In late April, the National Center for Genome Analysis Support (NCGAS) gave its first national-level workshop in bioinformatics. NCGAS covered how to assemble short RNA sequence reads into expressed gene sequences (called a transcriptome) on large scale computers.
This analysis is very cheap and easily accessible to researchers new to genomics. But the analysis requires large memory machines to complete. For many biologists this is their first experience in larger-scale computing, meaning they are novices not only in genomic biology but are also new to using the Linux-based servers that are required.
“The cheapest part of sequencing is now sequencing” ~C. Titus Brown
Genetic sequencing has plummeted in cost for over a decade, giving rise to a boom in biology and a focus on designing better experiments to get the most information out of data. However, instruction on how to efficiently complete these tasks on clusters is often neglected, especially when it comes to highlighting skills such as job and data management that can dramatically reduce the time and storage it takes to complete an analysis.
This is critical, as researchers must pay for analyst time, graduate student time, and compute time and storage space. Post-sequencing analysis is now considered the cost- and time-limiting step in genomics projects, and one that depends heavily on properly using compute clusters.

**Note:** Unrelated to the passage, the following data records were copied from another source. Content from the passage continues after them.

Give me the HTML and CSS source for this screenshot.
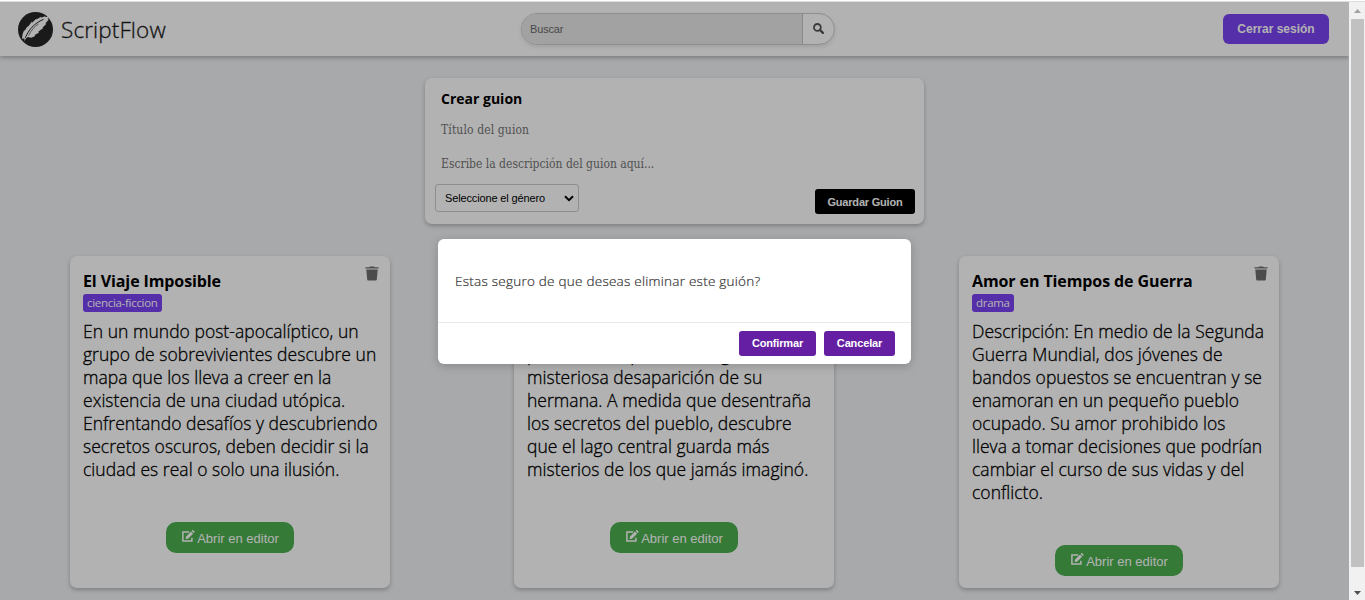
FILE: index.html
```html
<!DOCTYPE html>
<html lang="es">
<head>
<meta charset="utf-8">
<title>ScriptFlow</title>
<link rel="stylesheet" href="styles.css">
</head>
<body>
<svg class="defs" width="0" height="0">
  <symbol id="edit" viewBox="0 0 14 13">
    <path d="M8.2 2H1.900v9h9V7.800" fill="none" stroke="currentColor" stroke-width="1.500"/>
    <path d="M4.600 9.100l.3-2.400L10 1.600l2.100 2.100L7 8.800z" fill="currentColor"/>
    <path d="M10.600 1l.7-.7c.3-.3.7-.3 1 0l1.100 1.100c.3.3.3.7 0 1l-.7.7z" fill="currentColor"/>
  </symbol>
  <symbol id="trash" viewBox="0 0 14 15">
    <path d="M.5 1.200h3.800L5 .4h4l.7.8h3.800v1.200H.5zM1.300 3.400h11.400l-.9 10.100c0 .5-.4.900-.9.900H3.100c-.5 0-.9-.4-.9-.9z" fill="currentColor"/>
  </symbol>
</svg>
<div class="window">
  <div class="page">
    <header class="navbar">
      <div class="brand">
        <svg class="logo" viewBox="0 0 35 35">
          <circle cx="17.500" cy="17.500" r="17.500" fill="#262626"/>
          <path d="M6.800 29.500L6.300 26.300 4.200 27C4 23 5 20.500 6.500 17.500l-.1 1.700 3.200-5.200v1.300L14 9.500v1.200L18.500 6.500l-.2 1L23.500 4.600l-.8 1.100L28 3.900l-1 1.200L31 5 29.600 7l1.200.5-3.500 4 1.100.2-4 4.100.9.300-4.800 3.500.3 1.200-3.700 1.900-.4 1.600-3.400 1.500-3.500-.7C8 25.800 7.100 27.500 6.800 29.500z" fill="#fff"/>
          <path d="M7.300 25.800C10.500 18 16 11.500 25.500 7.300" fill="none" stroke="#262626" stroke-width="1"/>
          <path d="M10.500 23.500C13.500 17.800 16.500 14.500 20.500 12" fill="none" stroke="#262626" stroke-width=".6"/>
        </svg>
        <span class="brand-name">ScriptFlow</span>
      </div>
      <div class="search">
        <span class="search-field">Buscar</span>
        <span class="search-button">
          <svg width="11" height="11" viewBox="0 0 11 11"><circle cx="4.400" cy="4.400" r="3.400" fill="none" stroke="#555" stroke-width="1.800"/><path d="M6.900 6.900l3 3" stroke="#555" stroke-width="2.200" stroke-linecap="round"/></svg>
        </span>
      </div>
      <button class="logout">Cerrar sesión</button>
    </header>

    <section class="composer">
      <h2 class="composer-title">Crear guion</h2>
      <div class="placeholder title">Título del guion</div>
      <div class="placeholder description">Escribe la descripción del guion aquí...</div>
      <div class="composer-actions">
        <div class="select"><span>Seleccione el género</span>
          <svg width="10" height="7" viewBox="0 0 10 7"><path d="M1 1.200l4 4 4-4" fill="none" stroke="#000" stroke-width="2"/></svg>
        </div>
        <button class="save">Guardar Guion</button>
      </div>
    </section>

    <main class="scripts">
      <article class="card">
        <svg class="trash" width="14" height="15"><use href="#trash"/></svg>
        <h3 class="card-title">El Viaje Imposible</h3>
        <span class="tag">ciencia-ficcion</span>
        <p class="card-text">En un mundo post-apocalíptico, un<br>grupo de sobrevivientes descubre un<br>mapa que los lleva a creer en la<br>existencia de una ciudad utópica.<br>Enfrentando desafíos y descubriendo<br>secretos oscuros, deben decidir si la<br>ciudad es real o solo una ilusión.</p>
        <button class="open"><svg width="14" height="13"><use href="#edit"/></svg>Abrir en editor</button>
      </article>
      <article class="card middle">
        <p class="card-text">pueblo natal para investigar la<br>misteriosa desaparición de su<br>hermana. A medida que desentraña<br>los secretos del pueblo, descubre<br>que el lago central guarda más<br>misterios de los que jamás imaginó.</p>
        <button class="open"><svg width="14" height="13"><use href="#edit"/></svg>Abrir en editor</button>
      </article>
      <article class="card">
        <svg class="trash" width="14" height="15"><use href="#trash"/></svg>
        <h3 class="card-title">Amor en Tiempos de Guerra</h3>
        <span class="tag">drama</span>
        <p class="card-text">Descripción: En medio de la Segunda<br>Guerra Mundial, dos jóvenes de<br>bandos opuestos se encuentran y se<br>enamoran en un pequeño pueblo<br>ocupado. Su amor prohibido los<br>lleva a tomar decisiones que podrían<br>cambiar el curso de sus vidas y del<br>conflicto.</p>
        <button class="open"><svg width="14" height="13"><use href="#edit"/></svg>Abrir en editor</button>
      </article>
    </main>

    <div class="overlay">
      <div class="dialog">
        <p class="dialog-text">Estas seguro de que deseas eliminar este guión?</p>
        <div class="dialog-actions">
          <button class="dialog-button confirm">Confirmar</button>
          <button class="dialog-button cancel">Cancelar</button>
        </div>
      </div>
    </div>
  </div>
  <div class="scrollbar">
    <svg width="7" height="4" viewBox="0 0 7 4"><path d="M0 4L3.500 0 7 4z" fill="#a3a3a3"/></svg>
    <div class="thumb"></div>
    <svg width="7" height="4" viewBox="0 0 7 4"><path d="M0 0h7L3.500 4z" fill="#505050"/></svg>
  </div>
</div>
</body>
</html>
```

FILE: styles.css
```css
* { box-sizing: border-box; }
body {
  margin: 0;
  height: 600px;
  overflow: hidden;
  background: #fff;
  border-top: 1px solid #fff;
  font-family: "Open Sans", "Noto Sans", sans-serif;
}
button { border: 0; padding: 0; font-family: "Liberation Sans", Arial, sans-serif; color: #fff; }
h2, h3, p { margin: 0; }
.defs { position: absolute; }

.window { display: flex; height: 599px; border-top: 1px solid #dcdddf; }
.page { position: relative; width: 1349px; height: 598px; background: #f0f2f5; overflow: hidden; }

.navbar {
  display: grid;
  grid-template-columns: 503px 314px 1fr;
  align-items: center;
  height: 54px;
  padding: 0 20px 0 18px;
  background: #fff;
  box-shadow: 0 2px 4px rgba(0, 0, 0, .25);
}
.brand { display: flex; align-items: center; gap: 8px; }
.logo { width: 35px; height: 35px; }
.brand-name {
  padding-top: 2px;
  font-size: 22.500px;
  line-height: 30px;
  font-weight: 300;
  letter-spacing: .12px;
  color: #1c1c1c;
  -webkit-text-stroke: .3px #1c1c1c;
}
.search {
  display: flex;
  width: 314px;
  height: 32px;
  border: 1px solid #ccc;
  border-radius: 16px;
  overflow: hidden;
  background: #fff;
  box-shadow: 0 2px 4px rgba(0, 0, 0, .1);
}
.search-field {
  width: 281px;
  padding-left: 8px;
  background: #e9e9e9;
  border-right: 1px solid #c4c4c4;
  font: 11px/31px "Liberation Sans", Arial, sans-serif;
  letter-spacing: -.15px;
  color: #6a6a6a;
}
.search-button { flex: 1; display: flex; align-items: center; justify-content: center; padding-bottom: 2px; }
.logout {
  justify-self: end;
  width: 106px;
  height: 30px;
  border-radius: 6px;
  background: #7a42f4;
  font-size: 12px;
  font-weight: bold;
}

.composer {
  width: 499px;
  height: 146px;
  margin: 22px 0 0 425px;
  padding: 10px 9px 0 10px;
  border-radius: 7px;
  background: #fff;
  box-shadow: 0 2px 4px rgba(0, 0, 0, .25);
}
.composer-title { padding-left: 6px; font-size: 14px; line-height: 22px; font-weight: 700; }
.placeholder {
  padding: 11px 0 0 6px;
  font-family: "DejaVu Serif Condensed", "DejaVu Serif", serif;
  font-size: 12px;
  line-height: 18px;
  color: #757575;
}
.placeholder.title { letter-spacing: .12px; }
.description { padding-top: 16px; }
.composer-actions { display: flex; justify-content: space-between; margin-top: 11px; }
.select {
  display: flex;
  align-items: center;
  justify-content: space-between;
  width: 144px;
  height: 28px;
  padding: 0 4px 0 9px;
  border: 1px solid #ccc;
  border-radius: 3px;
  font: 11px "Liberation Sans", Arial, sans-serif;
  letter-spacing: -.14px;
}
.save { width: 100px; height: 25px; margin-top: 5px; border-radius: 3px; background: #000; font-size: 11px; font-weight: bold; letter-spacing: -.2px; }

.scripts { display: flex; justify-content: space-between; margin-top: 32px; padding: 0 70px; }
.card {
  position: relative;
  display: flex;
  flex-direction: column;
  align-items: flex-start;
  width: 320px;
  height: 332px;
  padding: 13px 13px 0;
  border-radius: 7px;
  background: #fff;
  box-shadow: 0 2px 4px rgba(0, 0, 0, .25);
}
.card.middle { margin-right: 1px; padding-top: 79px; }
.trash { position: absolute; top: 10px; right: 11px; color: #6e6e6e; }
.card-title { font-size: 16px; line-height: 25px; font-weight: 700; letter-spacing: -.1px; white-space: nowrap; }
.tag {
  height: 18px;
  padding: 0 4px;
  border-radius: 3px;
  background: #7a42f4;
  color: #fff;
  font-size: 11.500px;
  line-height: 18px;
  letter-spacing: -.3px;
}
.card-text {
  margin-top: 8px;
  font-size: 17.500px;
  font-weight: 300;
  line-height: 23px;
  letter-spacing: .03px;
  white-space: nowrap;
  -webkit-text-stroke: .3px #000;
}
.open {
  display: flex;
  flex: none;
  align-items: center;
  justify-content: center;
  align-self: center;
  gap: 2px;
  width: 128px;
  height: 31px;
  margin-top: 41px;
  border-radius: 10px;
  background: #4caf50;
  font-size: 13px;
  line-height: 15px;
  padding-top: 1px;
}
.open svg { margin-bottom: 3px; }

.overlay { position: absolute; inset: 0; background: rgba(0, 0, 0, .3); }
.dialog {
  width: 473px;
  height: 125px;
  margin: 237px 0 0 438px;
  border-radius: 6px;
  background: #fff;
  box-shadow: 0 2px 10px rgba(0, 0, 0, .2);
}
.dialog-text {
  height: 83px;
  padding: 31px 17px 0;
  font-size: 13.500px;
  font-weight: 300;
  line-height: 23px;
  letter-spacing: .25px;
  color: #333;
  -webkit-text-stroke: .2px #333;
}
.dialog-actions {
  display: flex;
  justify-content: flex-end;
  gap: 8px;
  padding: 8px 16px;
  border-top: 1px solid #e9e9e9;
}
.dialog-button {
  height: 25px;
  padding-bottom: 1px;
  border-radius: 3px;
  background: #651fa2;
  font-size: 11px;
  font-weight: bold;
  letter-spacing: -.15px;
}
.confirm { width: 77px; }
.cancel { width: 71px; }

.scrollbar { display: flex; flex-direction: column; align-items: center; width: 16px; padding: 7px 0 5px 1px; background: #f1f1f1; }
.thumb { width: 13px; height: 548px; margin: 6px 0 auto; background: #c1c1c1; }
```
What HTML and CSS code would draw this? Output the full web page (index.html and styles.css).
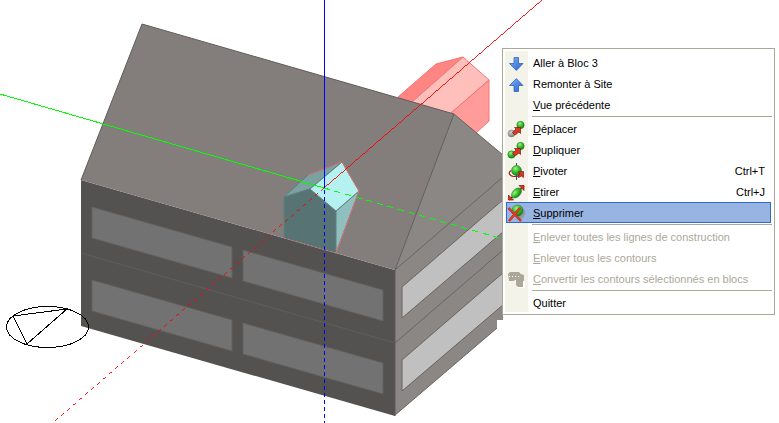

NCGAS strove to fill this instructional gap by splitting the workshop evenly between HPC skills and genomic analysis. We provided the researchers with ready-to-run job scripts that serve as an unintimidating start point for their analysis.
However, we did not simply provide job scripts and mention their structure—we walked students through an activity where they had to act as a job scheduler while playing “job tetris’ with jobs requiring different resources. We didn’t just list what resources were available to them, we toured the IU data center to show them physical machines and had them design data management plans around real research projects and available XSEDE resources.
Developing a deeper understanding of how these systems work helps students more intuitively grasp how to use them, giving them a foundation to build further necessary skills (i.e. optimizing individual jobs and using the right resource) and reduces anxiety in approaching new analyses.
“This was the first workshop of its kind that I have attended and one of the most useful workshops in my doctoral degree.”~participant survey
Giving biologists a framework for analyses and training them to efficiently use HPC systems not only gets researchers work done faster, but also reduces the load on HPC systems. Since many of these analyses require large memory and several days to complete, inefficient use of job requests and repeated failed jobs causes an unnecessary burden on the clusters.
Using resources poorly matched to the job only confounds this issue. Offering workshops in a domain-specific context is necessary to attract researchers to HPC skills.
Common biological workflows with high computational demands, especially workflows that attract new researchers to genomics, are an excellent opportunity to get buy-in from the research community to dedicate time to the basic HPC training they need to get to interesting questions. Targeting these large, common workflows also help to motivate HPC managers to actively participate in training these communities to increase efficient system use.
Due to high demand from the community, NCGAS will be running this workshop again in early October.